** Begin Information shown **

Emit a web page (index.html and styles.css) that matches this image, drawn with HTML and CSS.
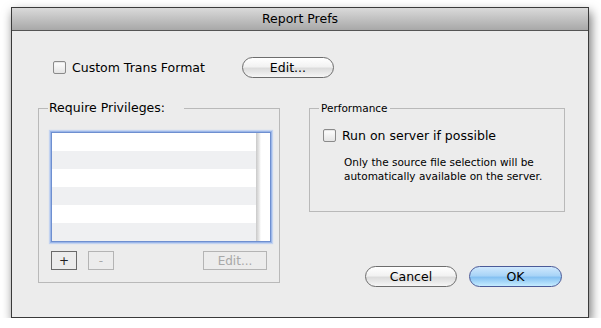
FILE: index.html
```html
<!DOCTYPE html>
<html lang="en">
<head>
    <meta charset="UTF-8">
    <title>Report Prefs</title>
    <link rel="stylesheet" href="styles.css">
</head>
<body>
    <div class="window">
        <div class="titlebar">Report Prefs</div>
        <div class="content">
            <div class="top-row">
                <label class="check">
                    <span class="box"></span>
                    <span>Custom Trans Format</span>
                </label>
                <button class="aqua edit-btn">Edit...</button>
            </div>

            <div class="main">
                <fieldset class="group privileges">
                    <legend>Require Privileges:</legend>
                    <div class="list">
                        <div class="rows">
                            <div class="row"></div>
                            <div class="row"></div>
                            <div class="row"></div>
                            <div class="row"></div>
                            <div class="row"></div>
                            <div class="row"></div>
                        </div>
                        <div class="scroll"></div>
                    </div>
                    <div class="list-buttons">
                        <button class="square">+</button>
                        <button class="square disabled">-</button>
                        <button class="square disabled wide">Edit...</button>
                    </div>
                </fieldset>

                <div class="right">
                    <fieldset class="group performance">
                        <legend>Performance</legend>
                        <label class="check">
                            <span class="box"></span>
                            <span>Run on server if possible</span>
                        </label>
                        <p class="note">Only the source file selection will be<br>automatically available on the server.</p>
                    </fieldset>
                    <div class="actions">
                        <button class="aqua">Cancel</button>
                        <button class="aqua default">OK</button>
                    </div>
                </div>
            </div>
        </div>
    </div>
</body>
</html>
```

FILE: styles.css
```css
body {
    margin: 0;
    background: #ffffff;
    font-family: "DejaVu Sans", sans-serif;
    font-size: 12px;
    color: #000;
}

.window {
    width: 576px;
    height: 309px;
    margin: 7px 0 0 11px;
    border: 1px solid #3a3a3a;
    background: #ececec;
    box-shadow: 2px 5px 10px rgba(0, 0, 0, 0.55);
}

.titlebar {
    height: 22px;
    line-height: 22px;
    text-align: center;
    font-size: 12.5px;
    background: linear-gradient(#dadada, #a8a8a8);
    border-bottom: 1px solid #555;
}

.content {
    padding: 26px 0 0 26px;
}

.top-row {
    display: flex;
    align-items: center;
    height: 21px;
    padding-left: 15px;
}

.check {
    display: flex;
    align-items: center;
    gap: 6px;
    font-size: 12.5px;
}

.box {
    width: 11px;
    height: 11px;
    border: 1px solid #8a8a8a;
    border-radius: 2px;
    background: linear-gradient(#ffffff, #e4e4e4);
    box-shadow: inset 0 1px 1px rgba(0, 0, 0, 0.1);
}

.aqua {
    height: 21px;
    border: 1px solid #6d6d6d;
    border-radius: 11px;
    background: linear-gradient(#ffffff 0%, #f2f2f2 45%, #dcdcdc 55%, #f6f6f6 100%);
    font-family: inherit;
    font-size: 12.5px;
    color: #000;
    padding: 0;
}

.edit-btn {
    width: 92px;
    margin-left: 37px;
}

.main {
    display: flex;
    margin-top: 22px;
}

.group {
    margin: 0;
    border: 1px solid #b9b9b9;
    padding: 0;
}

.group legend {
    line-height: 16px;
}

.privileges {
    width: 242px;
    height: 183px;
    box-sizing: border-box;
    padding: 16px 8px 0 12px;
}

.privileges legend {
    margin-left: -3px;
    padding: 0 19px 0 1px;
    font-size: 12.5px;
}

.list {
    display: flex;
    height: 108px;
    border: 1px solid #6e8fd0;
    box-shadow: 0 0 0 1px #9bb6e8, 0 0 1px 2px #c3d3f0;
}

.rows {
    flex: 1;
}

.row {
    height: 18px;
    background: #ffffff;
}

.row:nth-child(even) {
    background: #eff0f2;
}

.scroll {
    width: 14px;
    background: linear-gradient(90deg, #c9c9c9, #e6e6e6 3px, #ffffff 5px);
}

.list-buttons {
    display: flex;
    margin-top: 9px;
    gap: 11px;
}

.square {
    width: 26px;
    height: 19px;
    border: 1px solid #6a6a6a;
    background: #ececec;
    font-family: inherit;
    font-size: 12px;
    padding: 0;
    color: #222;
}

.square.disabled {
    border-color: #b4b4b4;
    color: #a8a8a8;
}

.square.wide {
    width: 64px;
    margin: 0 4px 0 auto;
}

.right {
    margin-left: 29px;
    width: 256px;
}

.performance {
    box-sizing: border-box;
    height: 112px;
    padding: 12px 0 0 13px;
}

.performance legend {
    margin-left: -4px;
    padding: 0 2px;
    font-size: 10.5px;
}

.note {
    margin: 12px 0 0 21px;
    font-size: 10.5px;
    line-height: 14px;
}

.actions {
    display: flex;
    gap: 12px;
    margin: 54px 0 0 56px;
}

.actions .aqua {
    width: 92px;
}

.actions .aqua.default {
    width: 93px;
    border-color: #4b5a98;
    background: linear-gradient(#cfe8fd 0%, #a9d4f7 45%, #85c1f2 55%, #c6ecff 100%);
}
```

** End Information shown **

What needs to be done: Could you repeat all of the material exactly? Pictures should not be copied.

The solution:
Emit a web page (index.html and styles.css) that matches this image, drawn with HTML and CSS.
FILE: index.html
```html
<!DOCTYPE html>
<html lang="en">
<head>
    <meta charset="UTF-8">
    <title>Report Prefs</title>
    <link rel="stylesheet" href="styles.css">
</head>
<body>
    <div class="window">
        <div class="titlebar">Report Prefs</div>
        <div class="content">
            <div class="top-row">
                <label class="check">
                    <span class="box"></span>
                    <span>Custom Trans Format</span>
                </label>
                <button class="aqua edit-btn">Edit...</button>
            </div>

            <div class="main">
                <fieldset class="group privileges">
                    <legend>Require Privileges:</legend>
                    <div class="list">
                        <div class="rows">
                            <div class="row"></div>
                            <div class="row"></div>
                            <div class="row"></div>
                            <div class="row"></div>
                            <div class="row"></div>
                            <div class="row"></div>
                        </div>
                        <div class="scroll"></div>
                    </div>
                    <div class="list-buttons">
                        <button class="square">+</button>
                        <button class="square disabled">-</button>
                        <button class="square disabled wide">Edit...</button>
                    </div>
                </fieldset>

                <div class="right">
                    <fieldset class="group performance">
                        <legend>Performance</legend>
                        <label class="check">
                            <span class="box"></span>
                            <span>Run on server if possible</span>
                        </label>
                        <p class="note">Only the source file selection will be<br>automatically available on the server.</p>
                    </fieldset>
                    <div class="actions">
                        <button class="aqua">Cancel</button>
                        <button class="aqua default">OK</button>
                    </div>
                </div>
            </div>
        </div>
    </div>
</body>
</html>
```

FILE: styles.css
```css
body {
    margin: 0;
    background: #ffffff;
    font-family: "DejaVu Sans", sans-serif;
    font-size: 12px;
    color: #000;
}

.window {
    width: 576px;
    height: 309px;
    margin: 7px 0 0 11px;
    border: 1px solid #3a3a3a;
    background: #ececec;
    box-shadow: 2px 5px 10px rgba(0, 0, 0, 0.55);
}

.titlebar {
    height: 22px;
    line-height: 22px;
    text-align: center;
    font-size: 12.5px;
    background: linear-gradient(#dadada, #a8a8a8);
    border-bottom: 1px solid #555;
}

.content {
    padding: 26px 0 0 26px;
}

.top-row {
    display: flex;
    align-items: center;
    height: 21px;
    padding-left: 15px;
}

.check {
    display: flex;
    align-items: center;
    gap: 6px;
    font-size: 12.5px;
}

.box {
    width: 11px;
    height: 11px;
    border: 1px solid #8a8a8a;
    border-radius: 2px;
    background: linear-gradient(#ffffff, #e4e4e4);
    box-shadow: inset 0 1px 1px rgba(0, 0, 0, 0.1);
}

.aqua {
    height: 21px;
    border: 1px solid #6d6d6d;
    border-radius: 11px;
    background: linear-gradient(#ffffff 0%, #f2f2f2 45%, #dcdcdc 55%, #f6f6f6 100%);
    font-family: inherit;
    font-size: 12.5px;
    color: #000;
    padding: 0;
}

.edit-btn {
    width: 92px;
    margin-left: 37px;
}

.main {
    display: flex;
    margin-top: 22px;
}

.group {
    margin: 0;
    border: 1px solid #b9b9b9;
    padding: 0;
}

.group legend {
    line-height: 16px;
}

.privileges {
    width: 242px;
    height: 183px;
    box-sizing: border-box;
    padding: 16px 8px 0 12px;
}

.privileges legend {
    margin-left: -3px;
    padding: 0 19px 0 1px;
    font-size: 12.5px;
}

.list {
    display: flex;
    height: 108px;
    border: 1px solid #6e8fd0;
    box-shadow: 0 0 0 1px #9bb6e8, 0 0 1px 2px #c3d3f0;
}

.rows {
    flex: 1;
}

.row {
    height: 18px;
    background: #ffffff;
}

.row:nth-child(even) {
    background: #eff0f2;
}

.scroll {
    width: 14px;
    background: linear-gradient(90deg, #c9c9c9, #e6e6e6 3px, #ffffff 5px);
}

.list-buttons {
    display: flex;
    margin-top: 9px;
    gap: 11px;
}

.square {
    width: 26px;
    height: 19px;
    border: 1px solid #6a6a6a;
    background: #ececec;
    font-family: inherit;
    font-size: 12px;
    padding: 0;
    color: #222;
}

.square.disabled {
    border-color: #b4b4b4;
    color: #a8a8a8;
}

.square.wide {
    width: 64px;
    margin: 0 4px 0 auto;
}

.right {
    margin-left: 29px;
    width: 256px;
}

.performance {
    box-sizing: border-box;
    height: 112px;
    padding: 12px 0 0 13px;
}

.performance legend {
    margin-left: -4px;
    padding: 0 2px;
    font-size: 10.5px;
}

.note {
    margin: 12px 0 0 21px;
    font-size: 10.5px;
    line-height: 14px;
}

.actions {
    display: flex;
    gap: 12px;
    margin: 54px 0 0 56px;
}

.actions .aqua {
    width: 92px;
}

.actions .aqua.default {
    width: 93px;
    border-color: #4b5a98;
    background: linear-gradient(#cfe8fd 0%, #a9d4f7 45%, #85c1f2 55%, #c6ecff 100%);
}
```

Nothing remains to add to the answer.